Dechert’s portrayal of the practical doctor is sparing and leaves a sense of the mysterious. Perhaps the most revealing moment comes when John talks about Einstein’s theory of curved space-time, which leads Alma to believe that the universe is a prison. Almas has come to John after the whole group meeting episode, afraid that her heart has skipped some beats, but John immediately checks out the situation and makes the correct and practical read that Alma is fine but lonesome. Dechert smokes his way through much of the play, never giving himself away. His actions are deliberate and his manner is matter-of-fact. Even when he invites Alma to a Mary Pickford movie, his intentions are masked, as we never really find out how he feels about her except by his own words, that she’s admirable.
Puette’s performance is flawless. From her green dress to symbolize availability to her “cavalier’s plume” as an emblem of her rebelliousness, Puette dresses the part. After the movie date, Alma tells of Doremus’s proposal of marriage, which the practical Buchanan interprets as his way of earning a better living. But to Alma, everything comes back to spirituality and aesthetics, as he loathes of thought of being intimate with Doremus. Puette waxes poetic while telling the story of her aunt Albertine, the nightingale of the Delta, whose man Schwartzkopf had two marriages without a divorce. Puette could not be stopped in this narration, telling us how she herself was named for Albertine, who ran off with the mechanical bird enthusiast.
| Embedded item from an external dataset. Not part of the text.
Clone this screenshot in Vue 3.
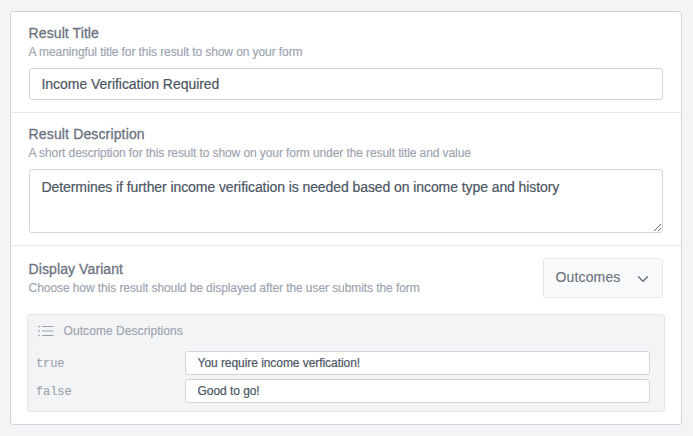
<script setup>
import { ref } from 'vue'

const title = ref('Income Verification Required')
const description = ref('Determines if further income verification is needed based on income type and history')
const outcomes = ref([
  { key: 'true', text: 'You require income verfication!' },
  { key: 'false', text: 'Good to go!' },
])
</script>

<template>
  <main class="page">
    <div class="card">
      <section class="section section-title">
        <label class="label" for="title">Result Title</label>
        <p class="hint">A meaningful title for this result to show on your form</p>
        <input id="title" v-model="title" class="field title-field" type="text" />
      </section>

      <section class="section section-description">
        <label class="label label-description" for="description">Result Description</label>
        <p class="hint">A short description for this result to show on your form under the result title and value</p>
        <textarea id="description" v-model="description" class="field description-field"></textarea>
      </section>

      <section class="section section-variant">
        <div class="variant-head">
          <div class="variant-text">
            <div class="label">Display Variant</div>
            <p class="hint hint-variant">Choose how this result should be displayed after the user submits the form</p>
          </div>
          <button class="select" type="button">
            <span>Outcomes</span>
            <svg class="chevron" viewBox="0 0 12 8" fill="none" stroke="currentColor" stroke-width="1.5" stroke-linecap="round" stroke-linejoin="round">
              <path d="M1.5 1.7 6 6.2l4.500-4.500" />
            </svg>
          </button>
        </div>

        <div class="outcomes">
          <div class="outcomes-head">
            <svg class="list-icon" viewBox="0 0 16 12" stroke="currentColor" stroke-width="1">
              <path d="M4 1.500h11.500M4 6h11.500M4 10.500h11.500" />
              <path stroke-width="1.500" d="M.3 1.500h1.500M.3 6h1.500M.3 10.500h1.500" />
            </svg>
            <span>Outcome Descriptions</span>
          </div>
          <div v-for="outcome in outcomes" :key="outcome.key" class="outcome">
            <code class="outcome-key">{{ outcome.key }}</code>
            <input v-model="outcome.text" class="field outcome-field" type="text" />
          </div>
        </div>
      </section>
    </div>
  </main>
</template>

<style>
body {
  background: #f3f4f6;
}
</style>

<style scoped>
.page,
.page * {
  box-sizing: border-box;
}
.page {
  height: 436px;
  padding: 11px 11px 11px 10px;
  background: #f3f4f6;
  font-family: 'Liberation Sans', Arial, sans-serif;
}
.card {
  height: 414px;
  border: 1px solid #d1d5db;
  border-radius: 3px;
  background: #fff;
}
.section {
  padding: 0 18px;
}
.section-title {
  height: 101px;
  padding-top: 12px;
  border-bottom: 1px solid #e5e7eb;
}
.section-description {
  height: 133px;
  padding-top: 12px;
  border-bottom: 1px solid #e5e7eb;
}
.section-variant {
  padding: 12px 16px 0;
}
.label {
  display: block;
  height: 19px;
  margin-left: -0.4px;
  font-size: 14px;
  line-height: 18px;
  letter-spacing: 0.09px;
  color: #6b7280;
  -webkit-text-stroke: 0.3px currentColor;
}
.label-description {
  letter-spacing: 0.14px;
}
.hint {
  margin: 0 0 0 -0.4px;
  height: 18px;
  font-size: 12px;
  line-height: 18px;
  color: #9ca3af;
  white-space: nowrap;
  letter-spacing: -0.09px;
  -webkit-text-stroke: 0.15px currentColor;
}
.field {
  display: block;
  width: 100%;
  margin: 0;
  border: 1px solid #d1d5db;
  border-radius: 3px;
  background: #fff;
  color: #4b5563;
  font-family: inherit;
  font-size: 14px;
  outline: none;
  -webkit-text-stroke: 0.2px currentColor;
}
.title-field {
  height: 32px;
  margin-top: 7px;
  padding: 0 11.500px;
  letter-spacing: -0.04px;
}
.description-field {
  height: 64px;
  margin-top: 7px;
  padding: 7px 11.500px;
  line-height: 20px;
  letter-spacing: -0.08px;
  resize: vertical;
}
.variant-head {
  display: flex;
  justify-content: space-between;
  padding: 0 2px;
}
.variant-text {
  padding-top: 2px;
}
.hint-variant {
  letter-spacing: -0.08px;
}
.select {
  display: flex;
  align-items: center;
  justify-content: space-between;
  width: 120px;
  height: 40px;
  padding: 0 13px 2px 11.500px;
  border: 1px solid #e5e7eb;
  border-radius: 3px;
  background: #f9fafb;
  color: #6b7280;
  font-family: inherit;
  font-size: 14px;
  letter-spacing: 0.15px;
  -webkit-text-stroke: 0.15px currentColor;
}
.chevron {
  width: 12px;
  height: 8px;
  margin-top: 3px;
}
.outcomes {
  height: 98px;
  margin-top: 16px;
  padding: 6px 14px 0 8px;
  border: 1px solid #e5e7eb;
  border-radius: 3px;
  background: #f3f4f6;
}
.outcomes-head {
  display: flex;
  align-items: center;
  gap: 9.600px;
  height: 20px;
  margin-bottom: 10px;
  padding-left: 2px;
  color: #9ca3af;
  font-size: 12px;
  letter-spacing: 0.06px;
  -webkit-text-stroke: 0.15px currentColor;
}
.list-icon {
  width: 16px;
  height: 12px;
}
.outcome {
  display: grid;
  grid-template-columns: 149px 1fr;
  align-items: center;
  height: 24px;
  margin-bottom: 4px;
}
.outcome-key {
  padding-top: 2px;
  color: #9ca3af;
  font-family: 'Liberation Mono', monospace;
  font-size: 12px;
  letter-spacing: -0.08px;
  -webkit-text-stroke: 0.15px currentColor;
}
.outcome-field {
  height: 24px;
  padding: 0 11.600px;
  font-size: 12px;
  letter-spacing: -0.06px;
}
</style>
The climax of the play comes with Puette and Dechert at a hotel for which an hour was going to make a lifetime. Twisting her ring, Puette’s Alma sacrifices a plume to the fire and quotes a poem finished by Dechert’s John: “If I wore a gold sword on a white verandah, I would shock a simple heart with my heartless candor.” And this honesty, which Alma calls a failure, is finally what we appreciate most. That nightingale which used to sing doesn’t sing any more in the epilogue, but that final scene with a traveling salesman, forecasting an hour in “Tiger Town” reminds us that Alma could only tell the truth, and one hour can indeed change one’s life.